Feast Days
My tribe is of the free church variety. Beyond Advent and Easter, we don’t follow a church calendar or celebrate Feast Days, and liturgical patterns are largely unpracticed in our services. I guess it is not a matter of right and wrong, but more of following traditions that seem best to our group without criticism of others doing faith differently. Actually, I’ve come to truly enjoy all the variations there are in Jesus followers.
One thing lost in our lane is the shared sense of history of faith and of the faithful beyond the occasional nods to biographies of faith folks who came before us. Liturgical groups regularly recognize saints and prominent believers to give encouragement and offer lessons from them to the present.
I recently learned that I missed the Feast Day for George Muller back in September. He is celebrated by many as a champion of the poor through intercession and action. And I’ll bet plenty of believers don’t know him at all, but will be encouraged by his life and work.
Born in 1805 in a small Prussian village, George went to university where he chose to follow Jesus and to take him seriously. As a young believer, George expectantly prayed about everything, without advertising his needs, and watched for God to work. Jesus said to ask, seek and knock, and so he did just that.
George planned on being a missionary abroad, but he and Mary, his wife, found themselves in gritty Bristol, England to lead a church, then went on to found a school for missions, education for adults and children, and the distribution of Bibles. Following a cholera epidemic in his region, an increasing number of orphaned children prompted Muller to open an orphanage.

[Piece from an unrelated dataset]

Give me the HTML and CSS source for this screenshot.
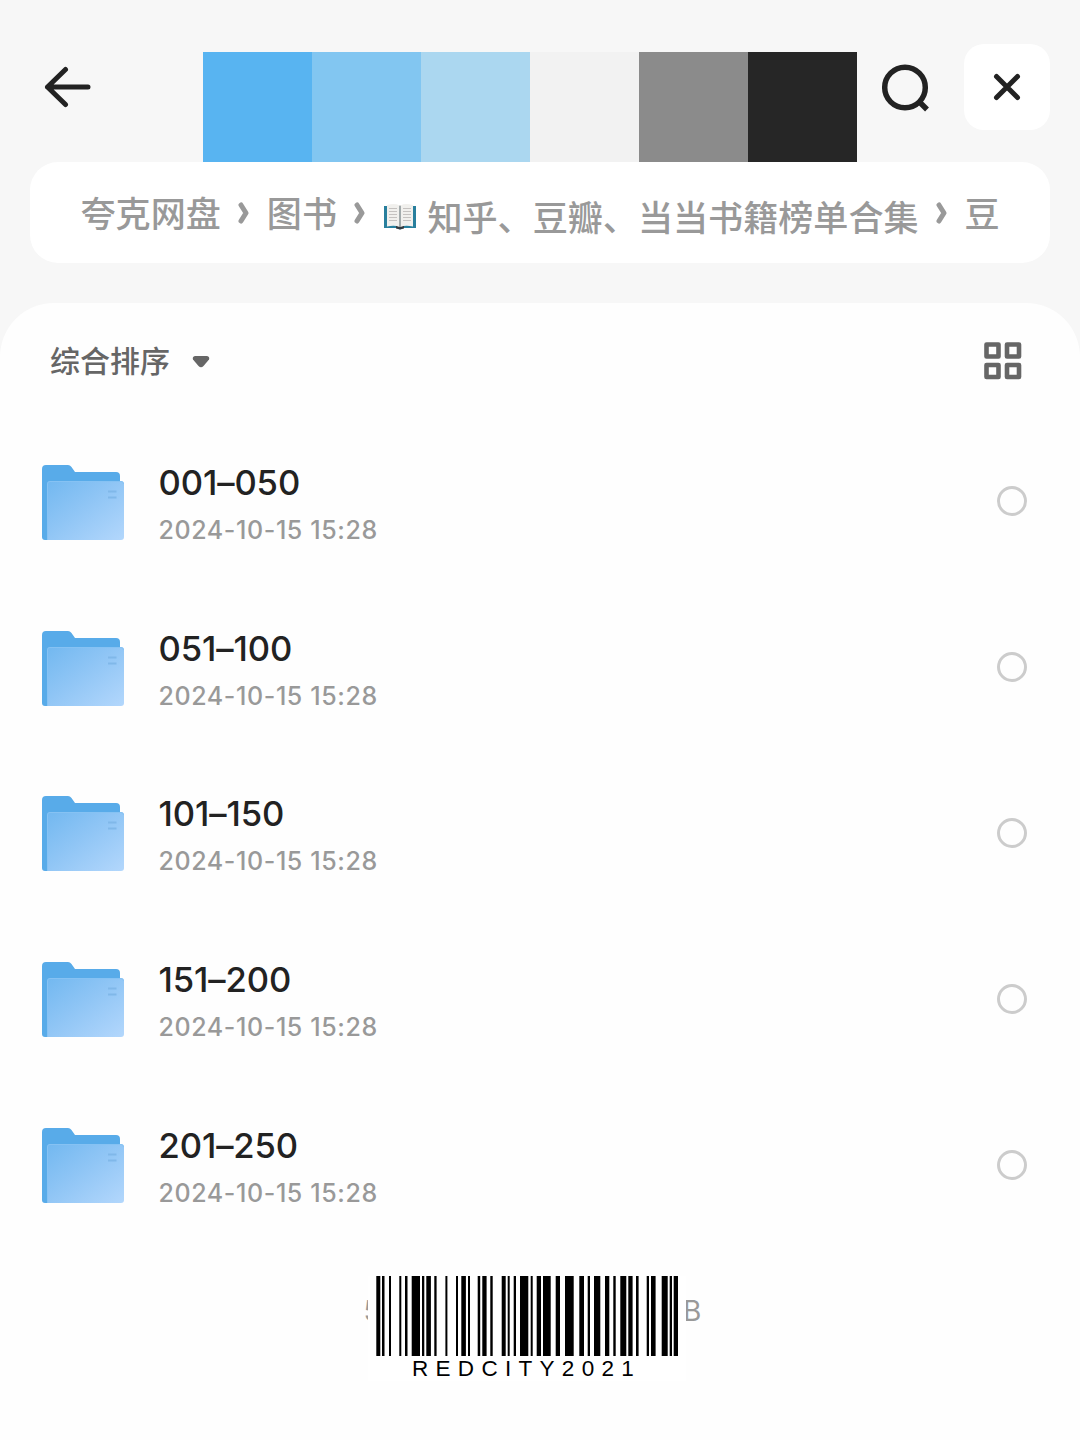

He prayed for months for people and support needed and God answered with enough to open a home in Bristol for children on the streets. The stories of God meeting the needs of the children in the nick of time punctuate every phase of the ministry. In college I read of one time there was no food to serve the kids, so George sat the group at the empty tables then said a prayer of thanks for the (not-yet-present) food. A noise outside proved to be a milk wagon broken down in front of the house with no ability to go further and at the same time the local baker delivered bread because he had a dream he should bake for the children. Need solved.

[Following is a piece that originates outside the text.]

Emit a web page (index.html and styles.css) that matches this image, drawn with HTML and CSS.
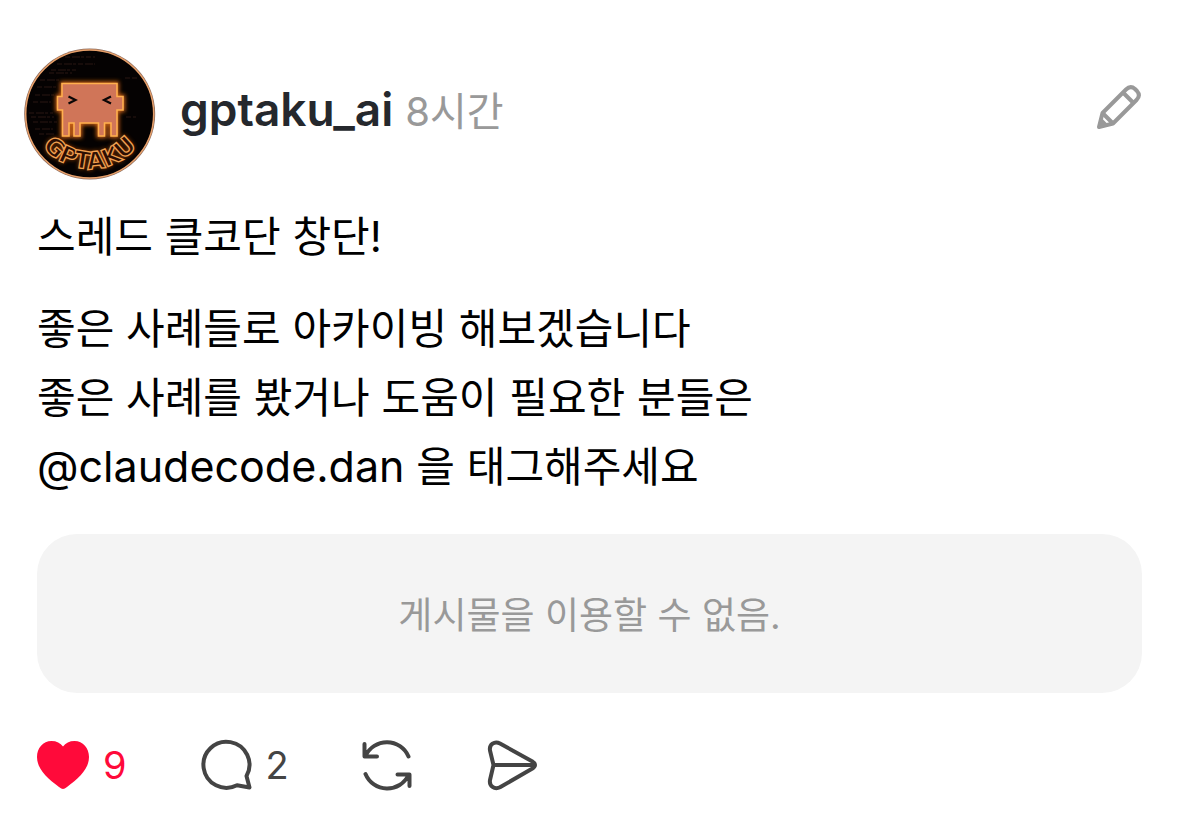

Over the next few years, one home became three, rowdy enough to rally the NIMBY opponents of Bristol to get the kids to move. So, Muller prayed. He found land suitable for a large home on acreage. The only obstacle was the then-monumental cost which was over $1.5M in today’s dollars.
While sharing the dream, but without telling of the needed money, the full amount came in less than a year. Ashley Down Orphanage opened in 1849 with 300 kids, but soon it was too small. Eventually, one by one, five huge homes were built and over 2,000 children at a time were housed and fed, taught and loved, also trade-trained, ready for their world.
The stories from Muller’s life and Ashley Down fill books, but boil down to a Jesus-follower who dared to ask God for what was needed to fulfill a dream in his corner of the kingdom.
Andrew Murray, in his retelling of Muller’s life and work, shares Muller’s advice late in his life after holding a ringside seat to watching God work.
1. Be slow to take new steps in the Lord’s service, or in your business, or in your families: weigh everything well; weigh all in the light of the Holy Scriptures and in the fear of God.
2. Seek to have no will of your own, in order to ascertain the mind of God regarding any steps your propose taking, so that you can honestly say you are will willing to do the will of God, if he will only please to instruct you.
3. But when you have found out the what the will of God is, seek for his help, and seek it earnestly, perseveringly, patiently, believingly, expectantly; and you will surely in his own time and way obtain it.
When I read of people like George Muller, I’m thankful and humbled. Honestly, I’m also a bit intimidated looking at George’s life and efforts, but one lesson believers must learn along their journey is that effective ministry is not a matter of size but simple willingness to follow the nudge of the Spirit. Like Francis Schaeffer’s book title, No Little People, No Little Places, God has stuff for us to do in our corner of his vineyard.
Feast Days remind us that that was their day and they did the best they could following what they sensed God leading them to do. Now is our time. In my classroom at Bend High where I taught Social Studies, I had a sign that read,
History says, “We were, now you are.”
The message spoke to me as much as to students.
What will you do when it’s your turn to step up? Let’s take a page out of old George’s playbook and seek God’s help to provide what you need and more than you ever imagined.
Let’s have some music for the week…
Jokes? Sure, we got ‘em, with little girls front and center
One Sunday after church Mom asked her very young daughter what the lesson was about.
Her daughter answered, "Don't be scared, you'll get your quilts." Needless to say, Mom was perplexed.
Later in the day, the Pastor stopped by for tea. Mom asked him what that morning's Sunday school lesson was about.
He said, "Be not afraid, Thy comforter is coming."
__________
Little Girl: "Daddy, what do you have to do to become a doctor?"
Daddy: "You have to do well in school, take a lot of math and science, get into an excellent college, then go to med school, and follow that with an internship. Then you can start your own practice. Honey, as smart as you are, you can be anything you want to be."
Little Girl (after some thought): "What do you have to do to be queen?"